_MATERIAL PROVIDED:_
..........
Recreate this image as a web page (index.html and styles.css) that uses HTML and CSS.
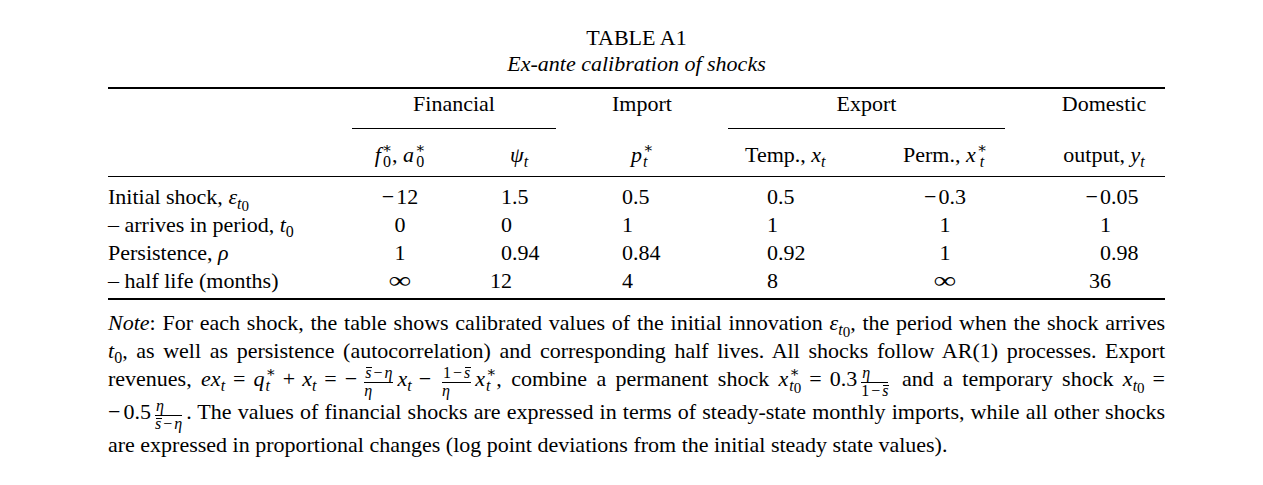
FILE: index.html
```html
<!DOCTYPE html>
<html>
<head>
<meta charset="utf-8">
<link rel="stylesheet" href="styles.css">
</head>
<body>
<div class="page">
  <div class="title">TABLE A1</div>
  <div class="title caption">Ex-ante calibration of shocks</div>

  <div class="tbl">
    <!-- header row 1 -->
    <div class="c h1"></div>
    <div class="c h1 cm span2 center">Financial</div>
    <div class="c h1 center">Import</div>
    <div class="c h1 cm span2 center">Export</div>
    <div class="c h1 dom">Domestic</div>

    <!-- header row 2 -->
    <div class="c h2"></div>
    <div class="c h2 center"><i>f</i><span class="ss"><span class="sp">∗</span><span class="sd">0</span></span>, <i>a</i><span class="ss"><span class="sp">∗</span><span class="sd">0</span></span></div>
    <div class="c h2 psi"><i>ψ</i><span class="sb"><i>t</i></span></div>
    <div class="c h2 ph"><i>p</i><span class="ss"><span class="sp">∗</span><span class="sd"><i>t</i></span></span></div>
    <div class="c h2 th">Temp., <i>x</i><span class="sb"><i>t</i></span></div>
    <div class="c h2 perm">Perm., <i>x</i><span class="ss"><span class="sp">∗</span><span class="sd"><i>t</i></span></span></div>
    <div class="c h2 dom">output, <i>y</i><span class="sb"><i>t</i></span></div>

    <!-- row 1 -->
    <div class="c first">Initial shock, <i>ε</i><span class="sb"><i>t</i><span class="sb2">0</span></span></div>
    <div class="c first center"><span class="mn">−</span>12</div>
    <div class="c first d2"><span class="ip">1</span>.5</div>
    <div class="c first d3"><span class="ip">0</span>.5</div>
    <div class="c first d4"><span class="ip">0</span>.5</div>
    <div class="c first perm"><span class="mn">−</span>0.3</div>
    <div class="c first d6"><span class="ip"><span class="mn">−</span>0</span>.05</div>

    <!-- row 2 -->
    <div class="c">– arrives in period, <i>t</i><span class="sb">0</span></div>
    <div class="c center">0</div>
    <div class="c d2"><span class="ip">0</span></div>
    <div class="c d3"><span class="ip">1</span></div>
    <div class="c d4"><span class="ip">1</span></div>
    <div class="c perm">1</div>
    <div class="c d6"><span class="ip">1</span></div>

    <!-- row 3 -->
    <div class="c">Persistence, <i>ρ</i></div>
    <div class="c center">1</div>
    <div class="c d2"><span class="ip">0</span>.94</div>
    <div class="c d3"><span class="ip">0</span>.84</div>
    <div class="c d4"><span class="ip">0</span>.92</div>
    <div class="c perm">1</div>
    <div class="c d6"><span class="ip">0</span>.98</div>

    <!-- row 4 -->
    <div class="c last">– half life (months)</div>
    <div class="c last center"><span class="inf">∞</span></div>
    <div class="c last d2"><span class="ip">12</span></div>
    <div class="c last d3"><span class="ip">4</span></div>
    <div class="c last d4"><span class="ip">8</span></div>
    <div class="c last perm"><span class="inf">∞</span></div>
    <div class="c last d6"><span class="ip">36</span></div>
  </div>

  <div class="note">
    <span class="ln"><i>Note</i>: For each shock, the table shows calibrated values of the initial innovation <span class="m"><i>ε</i><span class="sb"><i>t</i><span class="sb2">0</span></span></span>, the period when the shock arrives</span>
    <span class="ln"><span class="m"><i>t</i><span class="sb">0</span></span>, as well as persistence (autocorrelation) and corresponding half lives. All shocks follow AR(1) processes. Export</span>
    <span class="ln">revenues, <span class="m"><i>ex</i><span class="sb"><i>t</i></span><span class="rel">=</span><i>q</i><span class="ss"><span class="sp">∗</span><span class="sd"><i>t</i></span></span><span class="bin">+</span><i>x</i><span class="sb"><i>t</i></span><span class="rel">=</span><span class="um">−</span><span class="frac"><span class="nu"><span class="ov"><i>s</i></span><span class="ib">−</span><i>η</i></span><span class="de"><i>η</i></span></span><i>x</i><span class="sb"><i>t</i></span><span class="bin">−</span><span class="frac"><span class="nu">1<span class="ib">−</span><span class="ov"><i>s</i></span></span><span class="de"><i>η</i></span></span><i>x</i><span class="ss"><span class="sp">∗</span><span class="sd"><i>t</i></span></span></span>, combine a permanent shock <span class="m"><i>x</i><span class="ss"><span class="sp">∗</span><span class="sd"><i>t</i><span class="sb2">0</span></span></span><span class="rel">=</span>0.3<span class="frac"><span class="nu"><i>η</i></span><span class="de">1<span class="ib">−</span><span class="ov"><i>s</i></span></span></span></span> and a temporary shock <span class="m"><i>x</i><span class="sb"><i>t</i><span class="sb2">0</span></span><span class="rel rl">=</span></span></span>
    <span class="ln"><span class="m"><span class="um">−</span>0.5<span class="frac"><span class="nu"><i>η</i></span><span class="de"><span class="ov"><i>s</i></span><span class="ib">−</span><i>η</i></span></span></span>. The values of financial shocks are expressed in terms of steady-state monthly imports, while all other shocks</span>
    <span class="ln lastln">are expressed in proportional changes (log point deviations from the initial steady state values).</span>
  </div>
</div>
</body>
</html>
```

FILE: styles.css
```css
body {
  margin: 0;
  background: #fff;
  color: #000;
  font-family: "Liberation Serif", "Times New Roman", serif;
  font-size: 22px;
}

.page {
  width: 1057px;
  margin-left: 108px;
  padding-top: 25px;
}

.title {
  text-align: center;
  line-height: 26px;
}

.caption {
  font-style: italic;
}

.tbl {
  margin-top: 10px;
  display: grid;
  grid-template-columns: 244px 96px 108px 172px 117px 160px 160px;
  border-top: 2px solid #000;
  border-bottom: 2px solid #000;
  line-height: 28px;
}

.c {
  white-space: nowrap;
}

.h1 {
  padding-top: 1px;
  padding-bottom: 10px;
  border-bottom: 1px solid transparent;
}

.cm {
  border-bottom-color: #000;
}

.span2 {
  grid-column: span 2;
}

.h2 {
  padding-top: 12px;
  padding-bottom: 7px;
  border-bottom: 1px solid #000;
}

.first {
  padding-top: 6px;
}

.last {
  padding-bottom: 3px;
}

.center {
  text-align: center;
}

.dom {
  text-align: center;
  padding-left: 38px;
}

.perm {
  text-align: center;
  padding-left: 40px;
}

.psi {
  padding-left: 62px;
}

.ph {
  padding-left: 75px;
}

.th {
  padding-left: 17px;
}

.ip {
  display: inline-block;
  width: 30px;
  text-align: right;
}

.d2 {
  padding-left: 34px;
}

.d3 {
  padding-left: 47px;
}

.d4 {
  padding-left: 20px;
}

.d6 {
  padding-left: 76px;
}

.mn {
  margin-right: 2px;
}

.inf {
  display: inline-block;
  transform: scale(1.45, 1.05);
}

/* math helpers */
.sb {
  font-size: 16px;
  vertical-align: -5px;
  line-height: 0;
}

.sb2 {
  font-size: 15px;
  vertical-align: -2px;
}

.ss {
  display: inline-flex;
  flex-direction: column;
  font-size: 16px;
  line-height: 13px;
  vertical-align: 9px;
  margin-left: 1px;
}

.sp {
  font-family: "DejaVu Serif", serif;
  font-size: 15px;
}

.sd {
  line-height: 13px;
}

.m {
  display: inline-block;
  white-space: nowrap;
}

.rel {
  margin: 0 8px;
}

.rl {
  margin-right: 0;
}

.bin {
  margin: 0 7px;
}

.um {
  margin-right: 3px;
}

.ib {
  margin: 0 2px;
}

.frac {
  display: inline-flex;
  flex-direction: column;
  align-items: stretch;
  text-align: center;
  font-size: 16px;
  line-height: 14px;
  vertical-align: 8px;
  margin: 0 4px;
}

.nu {
  border-bottom: 1px solid #000;
  padding: 0 1px 2px;
}

.de {
  padding-top: 1px;
}

.ov {
  position: relative;
}

.ov::before {
  content: "";
  position: absolute;
  left: 1px;
  right: -1px;
  top: 3px;
  border-top: 1px solid #000;
}

.note {
  margin-top: 9px;
  line-height: 28px;
}

.ln {
  display: block;
  text-align: justify;
  text-align-last: justify;
}

.lastln {
  text-align-last: left;
}
```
..........
Copy out all lines from the material above that contain the string "page".

_RESULT OF THE TASK:_
Recreate this image as a web page (index.html and styles.css) that uses HTML and CSS.
<div class="page">
.page {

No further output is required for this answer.